• _TASK DIRECTIONS_
Starting with the first line of the data below, copy each line up to and including the one containing "string; items: NavItem[]". Pictures stay out.
___ DATA SECTION ___
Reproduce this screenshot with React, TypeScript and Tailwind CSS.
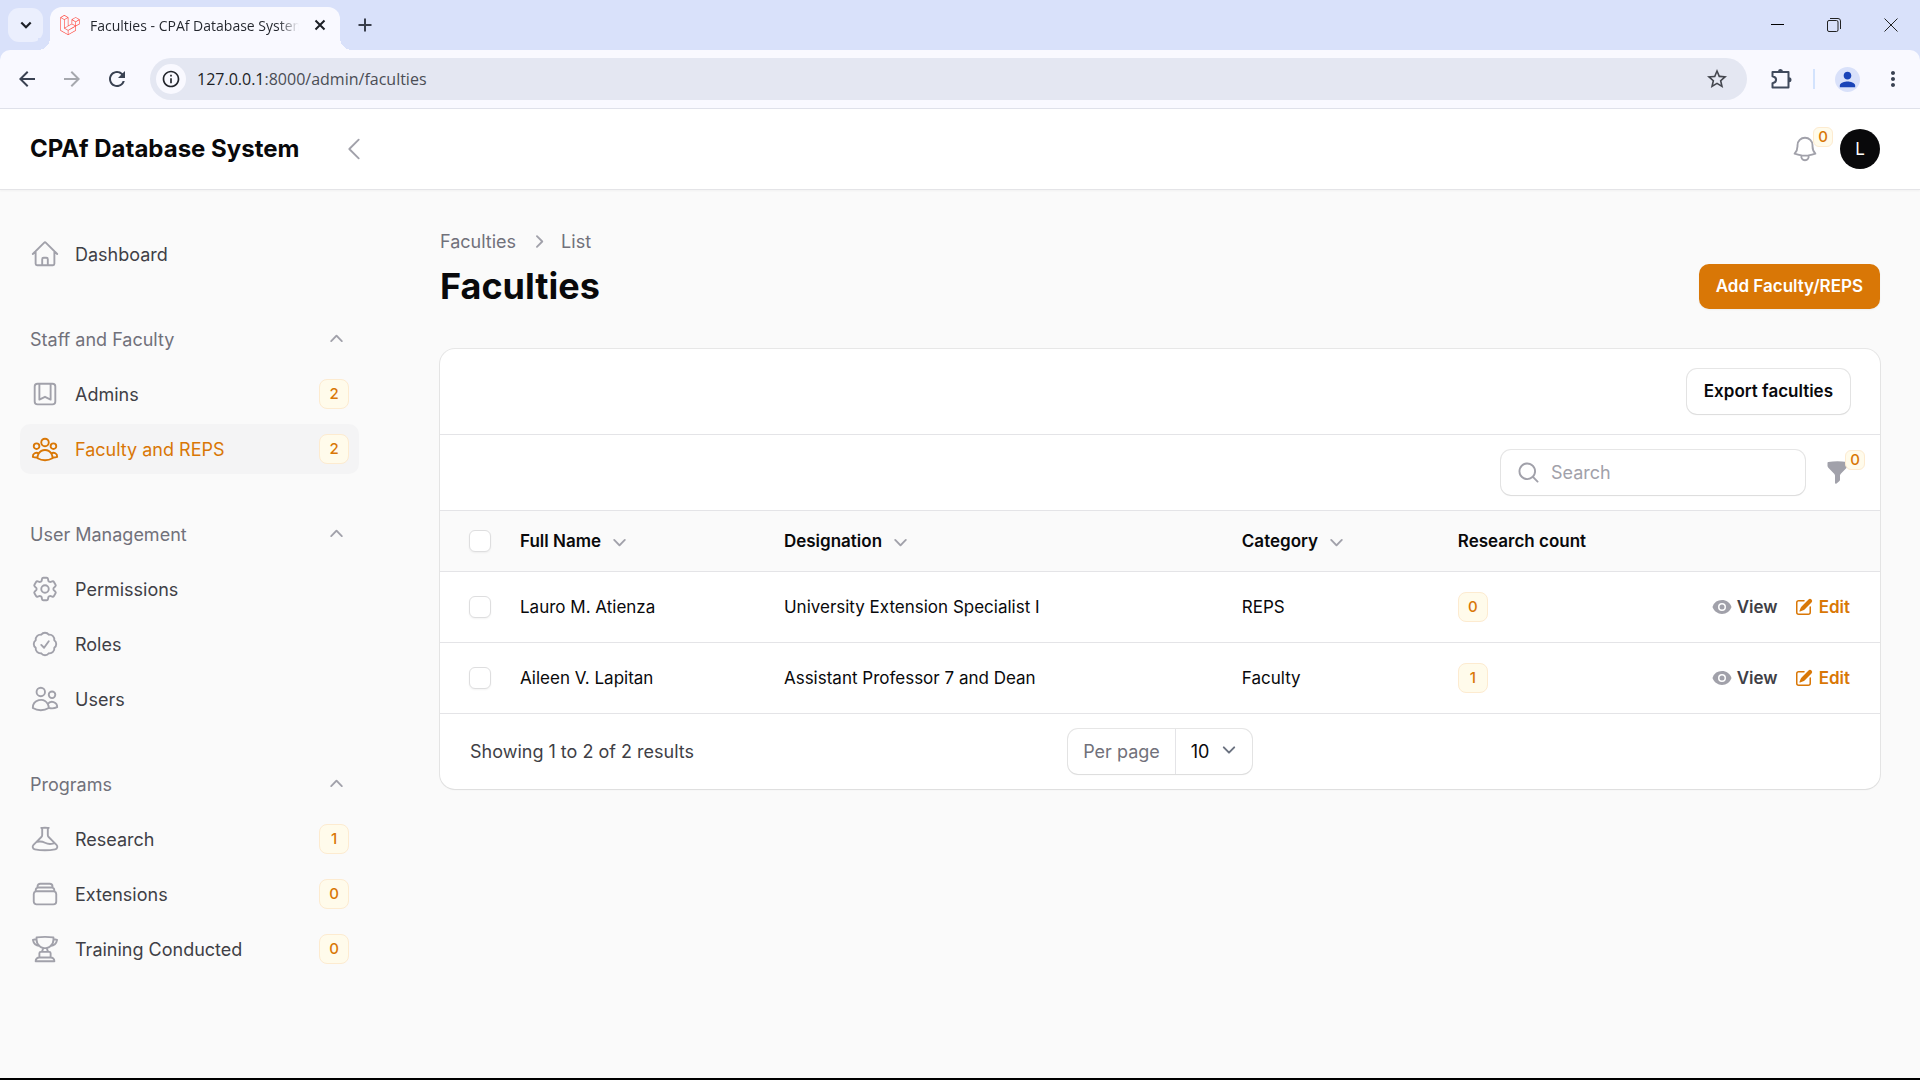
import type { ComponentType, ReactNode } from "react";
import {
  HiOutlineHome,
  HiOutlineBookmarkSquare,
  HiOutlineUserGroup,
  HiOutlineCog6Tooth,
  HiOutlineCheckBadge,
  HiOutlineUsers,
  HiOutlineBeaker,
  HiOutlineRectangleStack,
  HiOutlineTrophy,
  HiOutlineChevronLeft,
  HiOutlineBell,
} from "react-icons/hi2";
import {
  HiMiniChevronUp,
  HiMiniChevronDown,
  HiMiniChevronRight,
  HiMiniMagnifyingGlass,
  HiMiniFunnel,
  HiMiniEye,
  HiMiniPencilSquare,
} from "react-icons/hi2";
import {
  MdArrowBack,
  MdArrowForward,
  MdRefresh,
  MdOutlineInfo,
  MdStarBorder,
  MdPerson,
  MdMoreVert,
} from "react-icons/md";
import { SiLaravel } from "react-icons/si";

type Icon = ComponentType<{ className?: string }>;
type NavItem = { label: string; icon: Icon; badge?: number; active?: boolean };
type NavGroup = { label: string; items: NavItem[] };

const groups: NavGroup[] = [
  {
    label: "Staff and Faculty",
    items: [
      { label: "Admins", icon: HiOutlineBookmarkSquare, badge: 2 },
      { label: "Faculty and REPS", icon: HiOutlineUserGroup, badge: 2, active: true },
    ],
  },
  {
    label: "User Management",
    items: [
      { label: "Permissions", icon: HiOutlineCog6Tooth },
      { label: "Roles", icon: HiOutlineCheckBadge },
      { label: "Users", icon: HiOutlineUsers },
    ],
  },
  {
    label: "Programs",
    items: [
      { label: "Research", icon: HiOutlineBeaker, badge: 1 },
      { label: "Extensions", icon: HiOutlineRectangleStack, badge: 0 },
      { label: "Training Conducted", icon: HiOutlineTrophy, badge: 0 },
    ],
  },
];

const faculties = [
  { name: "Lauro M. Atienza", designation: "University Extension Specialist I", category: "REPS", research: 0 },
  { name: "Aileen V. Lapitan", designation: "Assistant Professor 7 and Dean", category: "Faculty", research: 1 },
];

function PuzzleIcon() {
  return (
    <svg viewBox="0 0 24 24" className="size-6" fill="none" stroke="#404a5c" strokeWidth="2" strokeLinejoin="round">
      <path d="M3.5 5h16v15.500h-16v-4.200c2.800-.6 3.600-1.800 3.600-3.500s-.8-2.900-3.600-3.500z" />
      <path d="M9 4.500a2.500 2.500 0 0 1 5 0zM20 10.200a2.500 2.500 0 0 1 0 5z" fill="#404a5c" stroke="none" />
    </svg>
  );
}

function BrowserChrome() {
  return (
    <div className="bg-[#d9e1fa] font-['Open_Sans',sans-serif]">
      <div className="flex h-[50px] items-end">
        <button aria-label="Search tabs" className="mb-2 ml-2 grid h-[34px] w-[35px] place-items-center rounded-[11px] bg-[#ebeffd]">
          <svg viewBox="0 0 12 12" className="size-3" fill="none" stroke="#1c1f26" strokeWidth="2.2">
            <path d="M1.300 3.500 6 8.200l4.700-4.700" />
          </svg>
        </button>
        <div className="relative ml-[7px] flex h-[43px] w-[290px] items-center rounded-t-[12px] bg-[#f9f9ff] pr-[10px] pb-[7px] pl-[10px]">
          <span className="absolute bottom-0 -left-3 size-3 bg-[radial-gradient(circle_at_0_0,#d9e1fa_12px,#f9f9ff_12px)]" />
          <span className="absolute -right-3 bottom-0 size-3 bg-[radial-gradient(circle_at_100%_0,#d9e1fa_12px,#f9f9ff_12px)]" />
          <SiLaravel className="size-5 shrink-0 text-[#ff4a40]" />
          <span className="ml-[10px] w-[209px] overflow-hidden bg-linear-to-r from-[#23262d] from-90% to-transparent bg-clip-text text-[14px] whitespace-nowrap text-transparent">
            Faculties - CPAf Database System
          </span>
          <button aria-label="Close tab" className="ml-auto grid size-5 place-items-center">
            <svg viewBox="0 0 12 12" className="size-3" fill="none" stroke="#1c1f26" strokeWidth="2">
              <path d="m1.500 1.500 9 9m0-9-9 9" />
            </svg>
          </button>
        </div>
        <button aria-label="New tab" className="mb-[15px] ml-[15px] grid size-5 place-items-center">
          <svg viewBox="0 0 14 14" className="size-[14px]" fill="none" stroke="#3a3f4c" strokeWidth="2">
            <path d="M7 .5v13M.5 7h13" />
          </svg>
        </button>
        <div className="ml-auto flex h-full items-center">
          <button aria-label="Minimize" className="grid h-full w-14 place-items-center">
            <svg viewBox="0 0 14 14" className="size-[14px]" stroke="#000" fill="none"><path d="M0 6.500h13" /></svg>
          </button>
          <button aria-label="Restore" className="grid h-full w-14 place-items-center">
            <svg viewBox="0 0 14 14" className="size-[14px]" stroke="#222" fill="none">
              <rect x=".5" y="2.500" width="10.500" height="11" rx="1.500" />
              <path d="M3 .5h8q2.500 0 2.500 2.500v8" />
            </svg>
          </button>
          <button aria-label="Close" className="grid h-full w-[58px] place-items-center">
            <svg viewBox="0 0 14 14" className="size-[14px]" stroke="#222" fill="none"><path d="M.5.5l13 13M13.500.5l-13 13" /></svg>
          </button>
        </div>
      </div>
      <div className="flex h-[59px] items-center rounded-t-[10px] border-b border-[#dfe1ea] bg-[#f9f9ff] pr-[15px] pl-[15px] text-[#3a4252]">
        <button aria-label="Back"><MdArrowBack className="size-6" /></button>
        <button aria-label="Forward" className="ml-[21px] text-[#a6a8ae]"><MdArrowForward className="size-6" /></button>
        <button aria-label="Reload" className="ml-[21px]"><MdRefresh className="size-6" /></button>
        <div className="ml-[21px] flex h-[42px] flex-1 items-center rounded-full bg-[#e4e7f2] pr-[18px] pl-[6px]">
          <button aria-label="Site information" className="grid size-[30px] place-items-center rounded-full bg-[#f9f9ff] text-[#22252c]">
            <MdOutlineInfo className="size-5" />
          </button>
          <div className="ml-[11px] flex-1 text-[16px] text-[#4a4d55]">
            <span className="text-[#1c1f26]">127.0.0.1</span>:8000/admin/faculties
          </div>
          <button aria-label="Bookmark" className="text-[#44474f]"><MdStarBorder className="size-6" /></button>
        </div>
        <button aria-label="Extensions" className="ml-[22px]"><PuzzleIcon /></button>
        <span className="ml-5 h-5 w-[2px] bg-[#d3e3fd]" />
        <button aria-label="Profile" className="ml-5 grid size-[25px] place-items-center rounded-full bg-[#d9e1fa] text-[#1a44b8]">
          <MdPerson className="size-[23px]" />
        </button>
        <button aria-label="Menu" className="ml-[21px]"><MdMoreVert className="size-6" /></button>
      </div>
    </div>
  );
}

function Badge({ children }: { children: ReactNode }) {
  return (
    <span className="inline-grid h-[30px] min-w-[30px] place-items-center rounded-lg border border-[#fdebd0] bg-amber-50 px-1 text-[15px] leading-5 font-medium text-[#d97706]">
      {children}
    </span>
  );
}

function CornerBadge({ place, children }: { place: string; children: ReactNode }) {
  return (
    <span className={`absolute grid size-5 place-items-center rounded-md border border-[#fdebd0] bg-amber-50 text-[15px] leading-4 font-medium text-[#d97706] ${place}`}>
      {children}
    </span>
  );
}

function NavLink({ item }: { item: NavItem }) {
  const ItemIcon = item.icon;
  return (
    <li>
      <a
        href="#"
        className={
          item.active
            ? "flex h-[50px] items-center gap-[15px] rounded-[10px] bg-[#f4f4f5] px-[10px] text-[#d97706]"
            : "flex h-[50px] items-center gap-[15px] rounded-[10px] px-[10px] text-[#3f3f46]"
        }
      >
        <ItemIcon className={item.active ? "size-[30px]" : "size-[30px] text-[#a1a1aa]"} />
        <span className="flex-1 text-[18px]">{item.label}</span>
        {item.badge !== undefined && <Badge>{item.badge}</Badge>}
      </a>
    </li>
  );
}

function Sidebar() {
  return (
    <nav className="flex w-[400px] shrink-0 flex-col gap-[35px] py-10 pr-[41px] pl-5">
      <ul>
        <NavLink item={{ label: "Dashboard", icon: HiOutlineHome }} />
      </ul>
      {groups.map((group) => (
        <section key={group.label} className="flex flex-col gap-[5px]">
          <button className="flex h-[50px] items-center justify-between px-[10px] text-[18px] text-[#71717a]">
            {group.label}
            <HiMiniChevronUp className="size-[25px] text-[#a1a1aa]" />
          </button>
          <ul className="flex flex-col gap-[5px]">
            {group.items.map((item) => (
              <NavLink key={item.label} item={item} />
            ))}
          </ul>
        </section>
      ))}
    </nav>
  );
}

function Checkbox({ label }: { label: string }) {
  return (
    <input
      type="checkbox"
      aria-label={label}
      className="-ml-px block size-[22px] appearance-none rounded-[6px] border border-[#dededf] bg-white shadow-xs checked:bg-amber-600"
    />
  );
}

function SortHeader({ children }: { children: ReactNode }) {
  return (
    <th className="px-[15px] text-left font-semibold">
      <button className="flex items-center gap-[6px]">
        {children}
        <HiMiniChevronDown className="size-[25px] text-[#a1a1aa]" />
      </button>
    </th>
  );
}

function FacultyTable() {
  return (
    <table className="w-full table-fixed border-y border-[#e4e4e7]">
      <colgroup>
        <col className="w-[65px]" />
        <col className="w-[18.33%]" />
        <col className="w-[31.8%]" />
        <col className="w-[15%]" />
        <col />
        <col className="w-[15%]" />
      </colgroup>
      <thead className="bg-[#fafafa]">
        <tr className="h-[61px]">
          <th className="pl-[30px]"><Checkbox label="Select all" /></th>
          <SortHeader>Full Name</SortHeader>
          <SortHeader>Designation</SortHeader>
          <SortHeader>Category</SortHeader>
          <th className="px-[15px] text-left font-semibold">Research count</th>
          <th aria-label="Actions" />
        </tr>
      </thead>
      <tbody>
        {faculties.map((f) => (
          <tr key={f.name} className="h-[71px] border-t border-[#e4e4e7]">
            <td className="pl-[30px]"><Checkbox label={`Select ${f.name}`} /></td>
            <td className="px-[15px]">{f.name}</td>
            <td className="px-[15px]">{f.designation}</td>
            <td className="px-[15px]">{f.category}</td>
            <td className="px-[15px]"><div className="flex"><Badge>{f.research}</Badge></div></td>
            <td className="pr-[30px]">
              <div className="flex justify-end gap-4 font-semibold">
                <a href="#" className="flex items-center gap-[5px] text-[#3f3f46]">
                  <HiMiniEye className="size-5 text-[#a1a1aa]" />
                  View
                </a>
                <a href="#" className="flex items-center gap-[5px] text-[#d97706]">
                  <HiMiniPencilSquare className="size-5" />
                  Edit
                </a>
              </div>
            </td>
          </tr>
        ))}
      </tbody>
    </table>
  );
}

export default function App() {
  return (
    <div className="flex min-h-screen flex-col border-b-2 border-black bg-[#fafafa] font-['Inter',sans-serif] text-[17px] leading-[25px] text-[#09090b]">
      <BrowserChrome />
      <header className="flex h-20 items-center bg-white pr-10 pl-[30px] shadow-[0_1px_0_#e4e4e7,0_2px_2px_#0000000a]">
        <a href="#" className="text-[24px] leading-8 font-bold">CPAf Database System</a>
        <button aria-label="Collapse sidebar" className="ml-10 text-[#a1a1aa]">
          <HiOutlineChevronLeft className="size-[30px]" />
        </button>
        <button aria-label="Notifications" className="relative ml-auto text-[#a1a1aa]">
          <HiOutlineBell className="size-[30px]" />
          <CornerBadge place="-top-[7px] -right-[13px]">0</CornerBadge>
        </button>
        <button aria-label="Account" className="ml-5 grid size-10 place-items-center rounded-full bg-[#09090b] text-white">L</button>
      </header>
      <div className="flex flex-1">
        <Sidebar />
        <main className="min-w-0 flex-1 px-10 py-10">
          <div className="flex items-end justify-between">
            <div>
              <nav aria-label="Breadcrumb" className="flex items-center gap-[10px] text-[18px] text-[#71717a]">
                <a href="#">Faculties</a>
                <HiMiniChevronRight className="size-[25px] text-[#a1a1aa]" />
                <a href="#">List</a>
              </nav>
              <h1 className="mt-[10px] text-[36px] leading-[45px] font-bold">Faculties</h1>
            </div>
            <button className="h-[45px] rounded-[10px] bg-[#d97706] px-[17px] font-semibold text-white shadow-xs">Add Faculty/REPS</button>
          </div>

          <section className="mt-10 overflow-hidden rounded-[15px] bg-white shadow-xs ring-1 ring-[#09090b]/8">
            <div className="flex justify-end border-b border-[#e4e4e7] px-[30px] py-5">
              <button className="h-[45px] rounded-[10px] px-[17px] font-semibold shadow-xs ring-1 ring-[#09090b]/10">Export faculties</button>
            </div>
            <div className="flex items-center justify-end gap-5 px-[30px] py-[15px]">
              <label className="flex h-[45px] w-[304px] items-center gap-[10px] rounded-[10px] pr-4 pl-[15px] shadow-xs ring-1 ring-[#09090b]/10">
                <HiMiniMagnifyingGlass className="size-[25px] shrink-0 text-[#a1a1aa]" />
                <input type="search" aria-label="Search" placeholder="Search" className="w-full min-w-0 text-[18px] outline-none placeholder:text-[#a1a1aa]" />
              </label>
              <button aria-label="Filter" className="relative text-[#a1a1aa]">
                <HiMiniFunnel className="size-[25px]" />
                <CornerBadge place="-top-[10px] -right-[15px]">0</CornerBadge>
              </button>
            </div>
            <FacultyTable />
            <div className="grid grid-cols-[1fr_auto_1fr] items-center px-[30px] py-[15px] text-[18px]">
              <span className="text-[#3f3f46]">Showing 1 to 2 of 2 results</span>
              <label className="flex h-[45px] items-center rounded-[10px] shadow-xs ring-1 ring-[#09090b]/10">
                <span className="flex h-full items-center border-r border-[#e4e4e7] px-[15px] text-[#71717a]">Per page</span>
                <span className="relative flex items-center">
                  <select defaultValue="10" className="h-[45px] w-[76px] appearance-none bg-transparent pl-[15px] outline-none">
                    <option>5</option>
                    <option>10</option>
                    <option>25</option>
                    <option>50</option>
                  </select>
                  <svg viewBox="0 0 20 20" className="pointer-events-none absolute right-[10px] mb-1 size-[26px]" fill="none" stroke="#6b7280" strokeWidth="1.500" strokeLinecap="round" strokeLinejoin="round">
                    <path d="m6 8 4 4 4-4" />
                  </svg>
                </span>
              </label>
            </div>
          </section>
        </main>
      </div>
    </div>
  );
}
___
• _ANSWER TO THE PROBLEM_
Reproduce this screenshot with React, TypeScript and Tailwind CSS.
import type { ComponentType, ReactNode } from "react";
import {
  HiOutlineHome,
  HiOutlineBookmarkSquare,
  HiOutlineUserGroup,
  HiOutlineCog6Tooth,
  HiOutlineCheckBadge,
  HiOutlineUsers,
  HiOutlineBeaker,
  HiOutlineRectangleStack,
  HiOutlineTrophy,
  HiOutlineChevronLeft,
  HiOutlineBell,
} from "react-icons/hi2";
import {
  HiMiniChevronUp,
  HiMiniChevronDown,
  HiMiniChevronRight,
  HiMiniMagnifyingGlass,
  HiMiniFunnel,
  HiMiniEye,
  HiMiniPencilSquare,
} from "react-icons/hi2";
import {
  MdArrowBack,
  MdArrowForward,
  MdRefresh,
  MdOutlineInfo,
  MdStarBorder,
  MdPerson,
  MdMoreVert,
} from "react-icons/md";
import { SiLaravel } from "react-icons/si";

type Icon = ComponentType<{ className?: string }>;
type NavItem = { label: string; icon: Icon; badge?: number; active?: boolean };
type NavGroup = { label: string; items: NavItem[] };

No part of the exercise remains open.